▸ DATA PROVIDED
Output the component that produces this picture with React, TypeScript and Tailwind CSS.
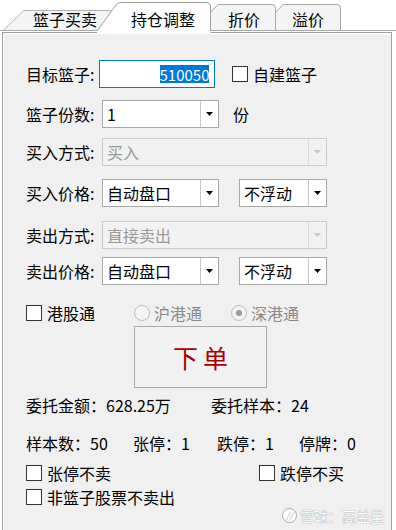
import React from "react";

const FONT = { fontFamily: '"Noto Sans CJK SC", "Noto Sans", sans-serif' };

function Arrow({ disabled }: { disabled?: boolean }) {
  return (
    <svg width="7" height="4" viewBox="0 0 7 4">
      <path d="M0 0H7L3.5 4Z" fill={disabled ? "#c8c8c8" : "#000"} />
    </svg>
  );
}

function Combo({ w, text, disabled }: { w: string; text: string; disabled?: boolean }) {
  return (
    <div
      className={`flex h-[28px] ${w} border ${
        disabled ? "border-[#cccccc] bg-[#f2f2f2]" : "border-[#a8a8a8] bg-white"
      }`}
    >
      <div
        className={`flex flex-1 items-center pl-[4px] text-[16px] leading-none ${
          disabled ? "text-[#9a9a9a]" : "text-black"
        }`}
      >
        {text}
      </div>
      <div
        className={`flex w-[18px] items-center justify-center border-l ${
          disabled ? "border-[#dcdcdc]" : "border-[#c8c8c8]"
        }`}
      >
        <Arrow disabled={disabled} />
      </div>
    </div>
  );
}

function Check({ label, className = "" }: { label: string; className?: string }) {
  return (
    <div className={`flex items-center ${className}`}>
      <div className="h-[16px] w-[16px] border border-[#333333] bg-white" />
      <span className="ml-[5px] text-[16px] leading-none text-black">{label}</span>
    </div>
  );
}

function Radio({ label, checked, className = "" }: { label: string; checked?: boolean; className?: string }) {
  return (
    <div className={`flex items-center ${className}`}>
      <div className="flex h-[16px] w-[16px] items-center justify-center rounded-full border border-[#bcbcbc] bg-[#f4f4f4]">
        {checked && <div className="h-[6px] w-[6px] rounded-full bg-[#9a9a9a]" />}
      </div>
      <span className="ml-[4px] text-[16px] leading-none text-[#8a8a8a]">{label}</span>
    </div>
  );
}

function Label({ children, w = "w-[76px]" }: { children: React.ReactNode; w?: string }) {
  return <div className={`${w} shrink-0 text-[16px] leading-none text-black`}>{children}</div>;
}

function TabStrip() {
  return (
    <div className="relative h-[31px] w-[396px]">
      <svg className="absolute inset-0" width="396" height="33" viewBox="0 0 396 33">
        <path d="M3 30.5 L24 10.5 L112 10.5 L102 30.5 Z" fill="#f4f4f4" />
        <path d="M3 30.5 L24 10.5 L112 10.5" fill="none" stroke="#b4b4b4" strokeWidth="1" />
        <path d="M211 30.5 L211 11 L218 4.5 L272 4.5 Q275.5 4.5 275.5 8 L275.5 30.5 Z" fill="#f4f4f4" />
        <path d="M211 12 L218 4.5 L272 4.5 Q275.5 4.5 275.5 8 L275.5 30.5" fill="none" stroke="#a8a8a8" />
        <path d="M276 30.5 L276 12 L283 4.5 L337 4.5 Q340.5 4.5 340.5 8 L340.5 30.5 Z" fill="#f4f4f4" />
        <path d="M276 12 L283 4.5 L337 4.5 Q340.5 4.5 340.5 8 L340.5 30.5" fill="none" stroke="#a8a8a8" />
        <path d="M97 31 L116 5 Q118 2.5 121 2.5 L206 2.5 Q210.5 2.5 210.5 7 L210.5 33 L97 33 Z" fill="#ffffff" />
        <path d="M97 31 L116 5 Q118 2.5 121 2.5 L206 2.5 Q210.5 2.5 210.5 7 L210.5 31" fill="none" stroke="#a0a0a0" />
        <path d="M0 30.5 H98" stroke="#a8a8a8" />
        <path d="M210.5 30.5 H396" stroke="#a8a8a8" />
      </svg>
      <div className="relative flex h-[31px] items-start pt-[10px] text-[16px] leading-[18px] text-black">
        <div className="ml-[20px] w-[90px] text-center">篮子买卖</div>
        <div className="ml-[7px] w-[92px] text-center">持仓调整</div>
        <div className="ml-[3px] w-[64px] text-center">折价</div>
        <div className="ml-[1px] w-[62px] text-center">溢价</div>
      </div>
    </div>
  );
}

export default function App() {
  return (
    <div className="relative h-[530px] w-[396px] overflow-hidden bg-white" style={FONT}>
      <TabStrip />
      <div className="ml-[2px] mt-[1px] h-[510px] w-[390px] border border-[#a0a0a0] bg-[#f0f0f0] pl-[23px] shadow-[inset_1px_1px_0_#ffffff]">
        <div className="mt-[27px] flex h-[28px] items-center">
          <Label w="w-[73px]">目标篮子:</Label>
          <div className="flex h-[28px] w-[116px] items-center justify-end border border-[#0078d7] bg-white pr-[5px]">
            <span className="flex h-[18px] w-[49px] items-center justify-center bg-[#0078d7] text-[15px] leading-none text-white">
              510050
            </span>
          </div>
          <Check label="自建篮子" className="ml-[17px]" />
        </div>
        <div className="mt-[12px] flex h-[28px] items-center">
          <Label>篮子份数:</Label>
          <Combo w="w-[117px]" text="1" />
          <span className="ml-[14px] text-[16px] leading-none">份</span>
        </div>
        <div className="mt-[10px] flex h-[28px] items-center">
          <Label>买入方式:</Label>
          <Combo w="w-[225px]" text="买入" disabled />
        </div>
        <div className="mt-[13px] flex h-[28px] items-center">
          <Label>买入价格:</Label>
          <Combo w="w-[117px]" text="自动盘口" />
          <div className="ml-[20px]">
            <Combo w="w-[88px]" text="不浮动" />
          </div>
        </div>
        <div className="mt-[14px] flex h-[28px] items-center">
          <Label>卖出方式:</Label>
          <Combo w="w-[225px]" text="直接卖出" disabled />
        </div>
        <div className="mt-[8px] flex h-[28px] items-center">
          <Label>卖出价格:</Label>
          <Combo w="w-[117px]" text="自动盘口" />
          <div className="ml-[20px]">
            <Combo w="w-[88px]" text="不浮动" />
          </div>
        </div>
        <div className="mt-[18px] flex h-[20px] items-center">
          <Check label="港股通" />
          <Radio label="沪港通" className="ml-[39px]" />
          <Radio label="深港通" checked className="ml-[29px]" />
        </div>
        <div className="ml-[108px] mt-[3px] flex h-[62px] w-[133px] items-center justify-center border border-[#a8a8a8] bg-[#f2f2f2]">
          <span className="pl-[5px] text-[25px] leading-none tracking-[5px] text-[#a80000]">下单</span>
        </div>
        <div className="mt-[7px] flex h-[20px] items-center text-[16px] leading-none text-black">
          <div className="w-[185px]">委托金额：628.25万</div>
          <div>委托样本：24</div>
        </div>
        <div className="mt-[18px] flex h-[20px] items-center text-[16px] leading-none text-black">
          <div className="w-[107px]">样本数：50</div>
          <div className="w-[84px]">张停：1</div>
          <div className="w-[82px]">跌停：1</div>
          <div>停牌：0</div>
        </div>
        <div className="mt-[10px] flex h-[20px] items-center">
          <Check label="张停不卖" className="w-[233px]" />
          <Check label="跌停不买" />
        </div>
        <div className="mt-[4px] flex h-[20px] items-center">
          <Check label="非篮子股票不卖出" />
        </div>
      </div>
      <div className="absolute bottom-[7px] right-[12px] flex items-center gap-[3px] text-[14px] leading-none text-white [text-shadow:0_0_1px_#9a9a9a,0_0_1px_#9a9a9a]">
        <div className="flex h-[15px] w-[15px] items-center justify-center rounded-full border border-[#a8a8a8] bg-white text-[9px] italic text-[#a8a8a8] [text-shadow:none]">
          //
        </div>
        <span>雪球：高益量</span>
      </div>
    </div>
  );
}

▸ WHAT YOU NEED TO DO
Omit every picture, then repeat the remaining data exactly as it appears above.

▸ ANSWER FOR THIS EXERCISE
Output the component that produces this picture with React, TypeScript and Tailwind CSS.
import React from "react";

const FONT = { fontFamily: '"Noto Sans CJK SC", "Noto Sans", sans-serif' };

function Arrow({ disabled }: { disabled?: boolean }) {
  return (
    <svg width="7" height="4" viewBox="0 0 7 4">
      <path d="M0 0H7L3.5 4Z" fill={disabled ? "#c8c8c8" : "#000"} />
    </svg>
  );
}

function Combo({ w, text, disabled }: { w: string; text: string; disabled?: boolean }) {
  return (
    <div
      className={`flex h-[28px] ${w} border ${
        disabled ? "border-[#cccccc] bg-[#f2f2f2]" : "border-[#a8a8a8] bg-white"
      }`}
    >
      <div
        className={`flex flex-1 items-center pl-[4px] text-[16px] leading-none ${
          disabled ? "text-[#9a9a9a]" : "text-black"
        }`}
      >
        {text}
      </div>
      <div
        className={`flex w-[18px] items-center justify-center border-l ${
          disabled ? "border-[#dcdcdc]" : "border-[#c8c8c8]"
        }`}
      >
        <Arrow disabled={disabled} />
      </div>
    </div>
  );
}

function Check({ label, className = "" }: { label: string; className?: string }) {
  return (
    <div className={`flex items-center ${className}`}>
      <div className="h-[16px] w-[16px] border border-[#333333] bg-white" />
      <span className="ml-[5px] text-[16px] leading-none text-black">{label}</span>
    </div>
  );
}

function Radio({ label, checked, className = "" }: { label: string; checked?: boolean; className?: string }) {
  return (
    <div className={`flex items-center ${className}`}>
      <div className="flex h-[16px] w-[16px] items-center justify-center rounded-full border border-[#bcbcbc] bg-[#f4f4f4]">
        {checked && <div className="h-[6px] w-[6px] rounded-full bg-[#9a9a9a]" />}
      </div>
      <span className="ml-[4px] text-[16px] leading-none text-[#8a8a8a]">{label}</span>
    </div>
  );
}

function Label({ children, w = "w-[76px]" }: { children: React.ReactNode; w?: string }) {
  return <div className={`${w} shrink-0 text-[16px] leading-none text-black`}>{children}</div>;
}

function TabStrip() {
  return (
    <div className="relative h-[31px] w-[396px]">
      <svg className="absolute inset-0" width="396" height="33" viewBox="0 0 396 33">
        <path d="M3 30.5 L24 10.5 L112 10.5 L102 30.5 Z" fill="#f4f4f4" />
        <path d="M3 30.5 L24 10.5 L112 10.5" fill="none" stroke="#b4b4b4" strokeWidth="1" />
        <path d="M211 30.5 L211 11 L218 4.5 L272 4.5 Q275.5 4.5 275.5 8 L275.5 30.5 Z" fill="#f4f4f4" />
        <path d="M211 12 L218 4.5 L272 4.5 Q275.5 4.5 275.5 8 L275.5 30.5" fill="none" stroke="#a8a8a8" />
        <path d="M276 30.5 L276 12 L283 4.5 L337 4.5 Q340.5 4.5 340.5 8 L340.5 30.5 Z" fill="#f4f4f4" />
        <path d="M276 12 L283 4.5 L337 4.5 Q340.5 4.5 340.5 8 L340.5 30.5" fill="none" stroke="#a8a8a8" />
        <path d="M97 31 L116 5 Q118 2.5 121 2.5 L206 2.5 Q210.5 2.5 210.5 7 L210.5 33 L97 33 Z" fill="#ffffff" />
        <path d="M97 31 L116 5 Q118 2.5 121 2.5 L206 2.5 Q210.5 2.5 210.5 7 L210.5 31" fill="none" stroke="#a0a0a0" />
        <path d="M0 30.5 H98" stroke="#a8a8a8" />
        <path d="M210.5 30.5 H396" stroke="#a8a8a8" />
      </svg>
      <div className="relative flex h-[31px] items-start pt-[10px] text-[16px] leading-[18px] text-black">
        <div className="ml-[20px] w-[90px] text-center">篮子买卖</div>
        <div className="ml-[7px] w-[92px] text-center">持仓调整</div>
        <div className="ml-[3px] w-[64px] text-center">折价</div>
        <div className="ml-[1px] w-[62px] text-center">溢价</div>
      </div>
    </div>
  );
}

export default function App() {
  return (
    <div className="relative h-[530px] w-[396px] overflow-hidden bg-white" style={FONT}>
      <TabStrip />
      <div className="ml-[2px] mt-[1px] h-[510px] w-[390px] border border-[#a0a0a0] bg-[#f0f0f0] pl-[23px] shadow-[inset_1px_1px_0_#ffffff]">
        <div className="mt-[27px] flex h-[28px] items-center">
          <Label w="w-[73px]">目标篮子:</Label>
          <div className="flex h-[28px] w-[116px] items-center justify-end border border-[#0078d7] bg-white pr-[5px]">
            <span className="flex h-[18px] w-[49px] items-center justify-center bg-[#0078d7] text-[15px] leading-none text-white">
              510050
            </span>
          </div>
          <Check label="自建篮子" className="ml-[17px]" />
        </div>
        <div className="mt-[12px] flex h-[28px] items-center">
          <Label>篮子份数:</Label>
          <Combo w="w-[117px]" text="1" />
          <span className="ml-[14px] text-[16px] leading-none">份</span>
        </div>
        <div className="mt-[10px] flex h-[28px] items-center">
          <Label>买入方式:</Label>
          <Combo w="w-[225px]" text="买入" disabled />
        </div>
        <div className="mt-[13px] flex h-[28px] items-center">
          <Label>买入价格:</Label>
          <Combo w="w-[117px]" text="自动盘口" />
          <div className="ml-[20px]">
            <Combo w="w-[88px]" text="不浮动" />
          </div>
        </div>
        <div className="mt-[14px] flex h-[28px] items-center">
          <Label>卖出方式:</Label>
          <Combo w="w-[225px]" text="直接卖出" disabled />
        </div>
        <div className="mt-[8px] flex h-[28px] items-center">
          <Label>卖出价格:</Label>
          <Combo w="w-[117px]" text="自动盘口" />
          <div className="ml-[20px]">
            <Combo w="w-[88px]" text="不浮动" />
          </div>
        </div>
        <div className="mt-[18px] flex h-[20px] items-center">
          <Check label="港股通" />
          <Radio label="沪港通" className="ml-[39px]" />
          <Radio label="深港通" checked className="ml-[29px]" />
        </div>
        <div className="ml-[108px] mt-[3px] flex h-[62px] w-[133px] items-center justify-center border border-[#a8a8a8] bg-[#f2f2f2]">
          <span className="pl-[5px] text-[25px] leading-none tracking-[5px] text-[#a80000]">下单</span>
        </div>
        <div className="mt-[7px] flex h-[20px] items-center text-[16px] leading-none text-black">
          <div className="w-[185px]">委托金额：628.25万</div>
          <div>委托样本：24</div>
        </div>
        <div className="mt-[18px] flex h-[20px] items-center text-[16px] leading-none text-black">
          <div className="w-[107px]">样本数：50</div>
          <div className="w-[84px]">张停：1</div>
          <div className="w-[82px]">跌停：1</div>
          <div>停牌：0</div>
        </div>
        <div className="mt-[10px] flex h-[20px] items-center">
          <Check label="张停不卖" className="w-[233px]" />
          <Check label="跌停不买" />
        </div>
        <div className="mt-[4px] flex h-[20px] items-center">
          <Check label="非篮子股票不卖出" />
        </div>
      </div>
      <div className="absolute bottom-[7px] right-[12px] flex items-center gap-[3px] text-[14px] leading-none text-white [text-shadow:0_0_1px_#9a9a9a,0_0_1px_#9a9a9a]">
        <div className="flex h-[15px] w-[15px] items-center justify-center rounded-full border border-[#a8a8a8] bg-white text-[9px] italic text-[#a8a8a8] [text-shadow:none]">
          //
        </div>
        <span>雪球：高益量</span>
      </div>
    </div>
  );
}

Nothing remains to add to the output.